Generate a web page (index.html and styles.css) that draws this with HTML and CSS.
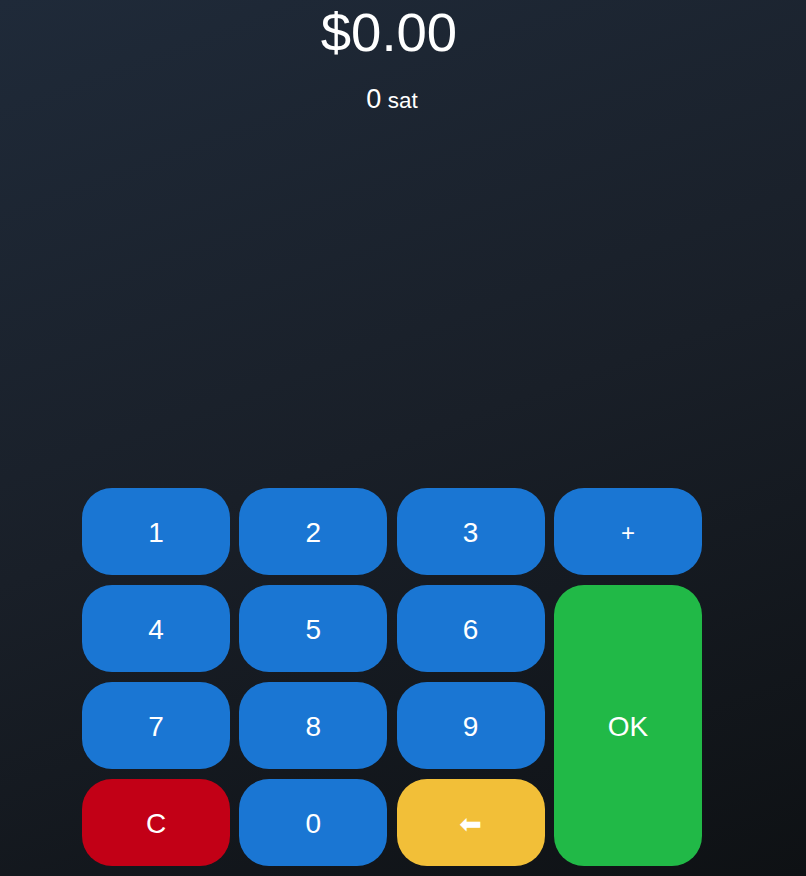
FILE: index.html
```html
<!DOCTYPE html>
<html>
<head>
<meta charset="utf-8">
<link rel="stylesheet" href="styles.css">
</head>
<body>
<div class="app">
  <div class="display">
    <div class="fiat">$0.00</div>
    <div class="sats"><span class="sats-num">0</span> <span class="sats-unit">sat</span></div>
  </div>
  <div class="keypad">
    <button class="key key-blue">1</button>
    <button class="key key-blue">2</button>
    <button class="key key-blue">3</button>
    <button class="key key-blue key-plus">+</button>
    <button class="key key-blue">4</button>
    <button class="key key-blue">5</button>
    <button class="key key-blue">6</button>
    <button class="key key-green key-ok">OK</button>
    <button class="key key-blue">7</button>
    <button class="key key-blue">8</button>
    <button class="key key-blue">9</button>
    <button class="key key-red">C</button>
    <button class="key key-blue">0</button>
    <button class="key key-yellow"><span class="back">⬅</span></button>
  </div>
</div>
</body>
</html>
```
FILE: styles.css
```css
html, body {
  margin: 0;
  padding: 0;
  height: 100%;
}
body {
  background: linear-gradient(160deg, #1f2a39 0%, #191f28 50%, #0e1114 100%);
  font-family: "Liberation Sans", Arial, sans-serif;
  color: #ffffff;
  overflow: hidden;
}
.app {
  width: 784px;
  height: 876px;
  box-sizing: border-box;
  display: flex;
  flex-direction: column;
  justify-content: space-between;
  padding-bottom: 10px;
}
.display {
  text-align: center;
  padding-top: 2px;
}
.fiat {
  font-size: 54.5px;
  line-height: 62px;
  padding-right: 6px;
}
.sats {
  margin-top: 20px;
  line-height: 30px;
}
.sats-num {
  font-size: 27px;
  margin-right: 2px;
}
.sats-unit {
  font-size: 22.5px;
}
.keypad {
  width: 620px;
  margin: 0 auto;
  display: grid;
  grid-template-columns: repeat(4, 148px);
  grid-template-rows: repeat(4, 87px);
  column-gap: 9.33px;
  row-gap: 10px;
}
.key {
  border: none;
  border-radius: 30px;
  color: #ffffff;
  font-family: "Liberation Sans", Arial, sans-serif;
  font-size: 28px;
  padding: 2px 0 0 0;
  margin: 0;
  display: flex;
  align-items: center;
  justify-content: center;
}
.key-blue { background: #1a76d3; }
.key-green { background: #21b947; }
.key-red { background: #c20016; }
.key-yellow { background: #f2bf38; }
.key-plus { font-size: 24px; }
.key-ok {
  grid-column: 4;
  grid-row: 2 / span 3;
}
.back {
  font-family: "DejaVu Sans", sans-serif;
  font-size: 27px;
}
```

▶ _WHAT YOU HAVE TO DO_: Write out the listing above exactly as it stands, pictures excluded.

▶ _SOLUTION BELOW_:
Generate a web page (index.html and styles.css) that draws this with HTML and CSS.
FILE: index.html
```html
<!DOCTYPE html>
<html>
<head>
<meta charset="utf-8">
<link rel="stylesheet" href="styles.css">
</head>
<body>
<div class="app">
  <div class="display">
    <div class="fiat">$0.00</div>
    <div class="sats"><span class="sats-num">0</span> <span class="sats-unit">sat</span></div>
  </div>
  <div class="keypad">
    <button class="key key-blue">1</button>
    <button class="key key-blue">2</button>
    <button class="key key-blue">3</button>
    <button class="key key-blue key-plus">+</button>
    <button class="key key-blue">4</button>
    <button class="key key-blue">5</button>
    <button class="key key-blue">6</button>
    <button class="key key-green key-ok">OK</button>
    <button class="key key-blue">7</button>
    <button class="key key-blue">8</button>
    <button class="key key-blue">9</button>
    <button class="key key-red">C</button>
    <button class="key key-blue">0</button>
    <button class="key key-yellow"><span class="back">⬅</span></button>
  </div>
</div>
</body>
</html>
```
FILE: styles.css
```css
html, body {
  margin: 0;
  padding: 0;
  height: 100%;
}
body {
  background: linear-gradient(160deg, #1f2a39 0%, #191f28 50%, #0e1114 100%);
  font-family: "Liberation Sans", Arial, sans-serif;
  color: #ffffff;
  overflow: hidden;
}
.app {
  width: 784px;
  height: 876px;
  box-sizing: border-box;
  display: flex;
  flex-direction: column;
  justify-content: space-between;
  padding-bottom: 10px;
}
.display {
  text-align: center;
  padding-top: 2px;
}
.fiat {
  font-size: 54.5px;
  line-height: 62px;
  padding-right: 6px;
}
.sats {
  margin-top: 20px;
  line-height: 30px;
}
.sats-num {
  font-size: 27px;
  margin-right: 2px;
}
.sats-unit {
  font-size: 22.5px;
}
.keypad {
  width: 620px;
  margin: 0 auto;
  display: grid;
  grid-template-columns: repeat(4, 148px);
  grid-template-rows: repeat(4, 87px);
  column-gap: 9.33px;
  row-gap: 10px;
}
.key {
  border: none;
  border-radius: 30px;
  color: #ffffff;
  font-family: "Liberation Sans", Arial, sans-serif;
  font-size: 28px;
  padding: 2px 0 0 0;
  margin: 0;
  display: flex;
  align-items: center;
  justify-content: center;
}
.key-blue { background: #1a76d3; }
.key-green { background: #21b947; }
.key-red { background: #c20016; }
.key-yellow { background: #f2bf38; }
.key-plus { font-size: 24px; }
.key-ok {
  grid-column: 4;
  grid-row: 2 / span 3;
}
.back {
  font-family: "DejaVu Sans", sans-serif;
  font-size: 27px;
}
```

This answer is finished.